**WHAT YOU WILL DO**
Work through the data and report how many lines include the string "index", giving the number alone.

**DATA EXTRACT**
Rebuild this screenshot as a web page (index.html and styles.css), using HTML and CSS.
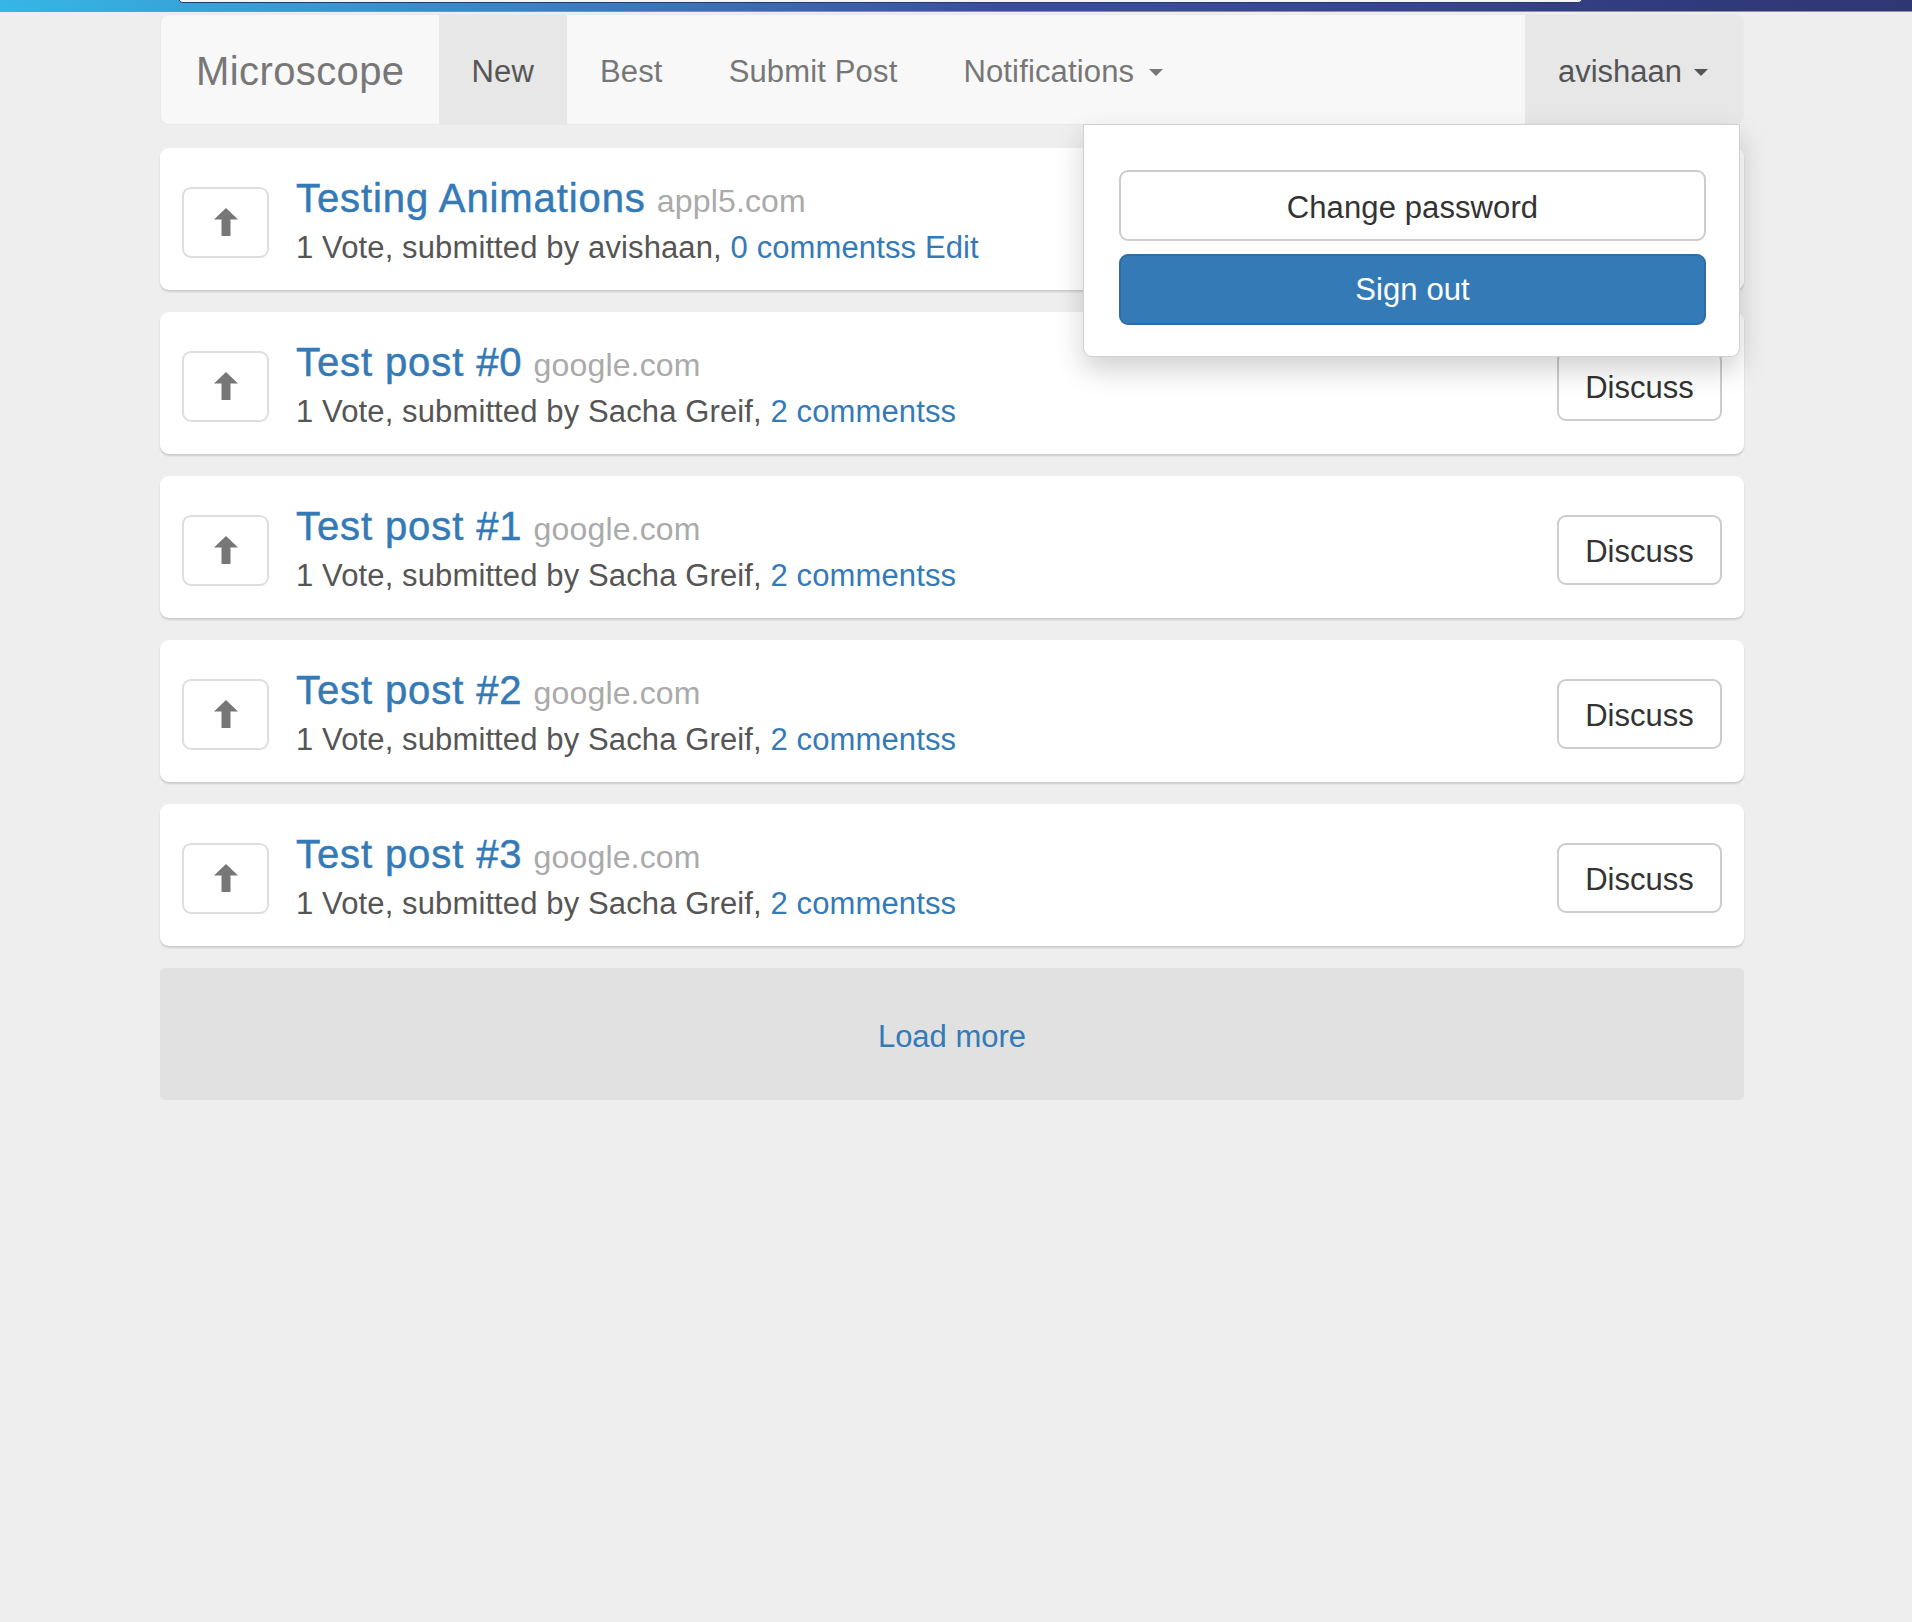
FILE: index.html
```html
<!DOCTYPE html>
<html lang="en">
<head>
<meta charset="utf-8">
<title>Microscope</title>
<link rel="stylesheet" href="styles.css">
</head>
<body>
<div class="topbar"><div class="topbar-tab"></div></div>
<div class="container">
  <nav class="navbar">
    <a class="brand" href="#">Microscope</a>
    <ul class="nav">
      <li class="nav-item active"><a href="#">New</a></li>
      <li class="nav-item"><a href="#">Best</a></li>
      <li class="nav-item"><a href="#">Submit Post</a></li>
      <li class="nav-item"><a href="#">Notifications<span class="caret"></span></a></li>
    </ul>
    <div class="nav-right">
      <div class="user-toggle"><a href="#">avishaan<span class="caret"></span></a></div>
      <div class="dropdown-menu">
        <button class="btn btn-default btn-block">Change password</button>
        <button class="btn btn-primary btn-block">Sign out</button>
      </div>
    </div>
  </nav>

  <div class="posts">
    <div class="post">
      <a class="upvote" href="#"><svg class="arrow" viewBox="0 0 24 28" width="24" height="28"><polygon points="12,0 24,11.5 16.5,11.5 16.5,28 7.5,28 7.5,11.5 0,11.5" fill="#777"/></svg></a>
      <div class="post-content">
        <div class="post-title"><a href="#">Testing Animations</a> <span class="domain">appl5.com</span></div>
        <div class="post-meta">1 Vote, submitted by avishaan, <a href="#">0 commentss</a> <a href="#">Edit</a></div>
      </div>
      <a class="discuss" href="#">Discuss</a>
    </div>
    <div class="post">
      <a class="upvote" href="#"><svg class="arrow" viewBox="0 0 24 28" width="24" height="28"><polygon points="12,0 24,11.5 16.5,11.5 16.5,28 7.5,28 7.5,11.5 0,11.5" fill="#777"/></svg></a>
      <div class="post-content">
        <div class="post-title"><a href="#">Test post #0</a> <span class="domain">google.com</span></div>
        <div class="post-meta">1 Vote, submitted by Sacha Greif, <a href="#">2 commentss</a></div>
      </div>
      <a class="discuss" href="#">Discuss</a>
    </div>
    <div class="post">
      <a class="upvote" href="#"><svg class="arrow" viewBox="0 0 24 28" width="24" height="28"><polygon points="12,0 24,11.5 16.5,11.5 16.5,28 7.5,28 7.5,11.5 0,11.5" fill="#777"/></svg></a>
      <div class="post-content">
        <div class="post-title"><a href="#">Test post #1</a> <span class="domain">google.com</span></div>
        <div class="post-meta">1 Vote, submitted by Sacha Greif, <a href="#">2 commentss</a></div>
      </div>
      <a class="discuss" href="#">Discuss</a>
    </div>
    <div class="post">
      <a class="upvote" href="#"><svg class="arrow" viewBox="0 0 24 28" width="24" height="28"><polygon points="12,0 24,11.5 16.5,11.5 16.5,28 7.5,28 7.5,11.5 0,11.5" fill="#777"/></svg></a>
      <div class="post-content">
        <div class="post-title"><a href="#">Test post #2</a> <span class="domain">google.com</span></div>
        <div class="post-meta">1 Vote, submitted by Sacha Greif, <a href="#">2 commentss</a></div>
      </div>
      <a class="discuss" href="#">Discuss</a>
    </div>
    <div class="post">
      <a class="upvote" href="#"><svg class="arrow" viewBox="0 0 24 28" width="24" height="28"><polygon points="12,0 24,11.5 16.5,11.5 16.5,28 7.5,28 7.5,11.5 0,11.5" fill="#777"/></svg></a>
      <div class="post-content">
        <div class="post-title"><a href="#">Test post #3</a> <span class="domain">google.com</span></div>
        <div class="post-meta">1 Vote, submitted by Sacha Greif, <a href="#">2 commentss</a></div>
      </div>
      <a class="discuss" href="#">Discuss</a>
    </div>
  </div>

  <a class="load-more" href="#">Load more</a>
</div>
</body>
</html>
```

FILE: styles.css
```css
* { box-sizing: border-box; }

html, body {
  margin: 0;
  padding: 0;
}

body {
  background: #eeeeee;
  font-family: "Liberation Sans", Arial, Helvetica, sans-serif;
  font-size: 31px;
  color: #555;
  min-height: 1622px;
}

a { text-decoration: none; color: #337ab7; }

.topbar {
  position: relative;
  height: 12px;
  background: linear-gradient(to right, #36b6e6 0%, #3a90cc 20%, #3a6fb4 38%, #3a4d9d 52%, #384794 70%, #313a7c 88%, #2f3674 100%);
  border-bottom: 1px solid #8f9098;
  overflow: hidden;
}

.topbar-tab {
  position: absolute;
  left: 178px;
  width: 1405px;
  top: -8px;
  height: 11px;
  background: #f3f5f9;
  border: 1px solid #253a6c;
  border-radius: 0 0 5px 5px;
}

.container {
  width: 1584px;
  margin-left: 160px;
  padding-top: 2px;
}

/* Navbar */
.navbar {
  position: relative;
  display: flex;
  align-items: stretch;
  height: 111px;
  background: #f8f8f8;
  border: 1px solid #e9e9e9;
  border-radius: 9px;
  margin-bottom: 23px;
}

.brand {
  display: flex;
  align-items: center;
  padding: 4px 34px 0 35px;
  font-size: 40px;
  letter-spacing: 0.4px;
  color: #777;
}

.nav {
  display: flex;
  list-style: none;
  margin: 0;
  padding: 0;
}

.nav-item a,
.user-toggle a {
  display: flex;
  align-items: center;
  height: 100%;
  padding: 4px 33px 0 33px;
  color: #777;
  font-size: 31px;
  letter-spacing: 0.15px;
}

.nav-item.active a {
  background: #e7e7e7;
  color: #555;
}

.caret {
  display: inline-block;
  width: 0;
  height: 0;
  margin-left: 15px;
  margin-top: 2px;
  border-top: 7px solid #777;
  border-left: 7px solid transparent;
  border-right: 7px solid transparent;
}

.nav-right {
  margin-left: auto;
  position: relative;
  display: flex;
}

.user-toggle {
  background: #e7e7e7;
  border-radius: 0 8px 8px 0;
}

.user-toggle a {
  color: #555;
  padding: 4px 35px 0 33px;
  letter-spacing: 0;
}

.user-toggle .caret {
  border-top-color: #555;
  margin-left: 12px;
}

.dropdown-menu {
  position: absolute;
  top: 109px;
  right: 3px;
  width: 657px;
  z-index: 10;
  display: flex;
  flex-direction: column;
  gap: 13px;
  padding: 45px 33px 31px 35px;
  background: #fff;
  border: 1px solid rgba(0, 0, 0, 0.18);
  border-radius: 0 0 9px 9px;
  box-shadow: 0 13px 28px rgba(0, 0, 0, 0.18);
}

.btn {
  display: block;
  width: 100%;
  height: 71px;
  padding: 4px 0 0 0;
  font-family: inherit;
  font-size: 31px;
  letter-spacing: 0.1px;
  border-radius: 9px;
  cursor: pointer;
}

.btn-default {
  background: #fff;
  border: 2px solid #cccccc;
  color: #333;
}

.btn-primary {
  padding-top: 0;
  background: #337ab7;
  border: 2px solid #2e6da4;
  color: #fff;
}

/* Posts */
.post {
  display: flex;
  align-items: center;
  height: 142px;
  padding: 6px 22px 0 22px;
  margin-bottom: 22px;
  background: #fff;
  border-radius: 9px;
  box-shadow: 0 2px 2px rgba(0, 0, 0, 0.14);
}

.upvote {
  flex: none;
  display: flex;
  align-items: center;
  justify-content: center;
  width: 87px;
  height: 71px;
  border: 2px solid #dedede;
  border-radius: 9px;
  background: #fff;
}

.arrow { display: block; margin-left: 1px; }

.post-content {
  flex: 1;
  margin-left: 27px;
}

.post-title {
  font-size: 40px;
  line-height: 44px;
  padding-top: 1px;
  white-space: nowrap;
}

.post-title a {
  color: #337ab7;
  letter-spacing: 0.9px;
  -webkit-text-stroke: 0.5px #337ab7;
}

.domain {
  font-size: 32px;
  color: #aaaaaa;
  letter-spacing: 0.15px;
}

.post-meta {
  margin-top: 3px;
  font-size: 31px;
  line-height: 44px;
  letter-spacing: 0.12px;
  color: #555;
}

.discuss {
  flex: none;
  display: flex;
  align-items: center;
  justify-content: center;
  width: 165px;
  height: 70px;
  padding-top: 4px;
  border: 2px solid #cccccc;
  border-radius: 9px;
  color: #333;
  font-size: 31px;
  background: #fff;
}

.load-more {
  display: block;
  height: 132px;
  line-height: 132px;
  padding-top: 3px;
  text-align: center;
  background: #e1e1e1;
  border-radius: 5px;
  font-size: 31px;
  color: #337ab7;
}
```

**COMPLETE OUTPUT**
3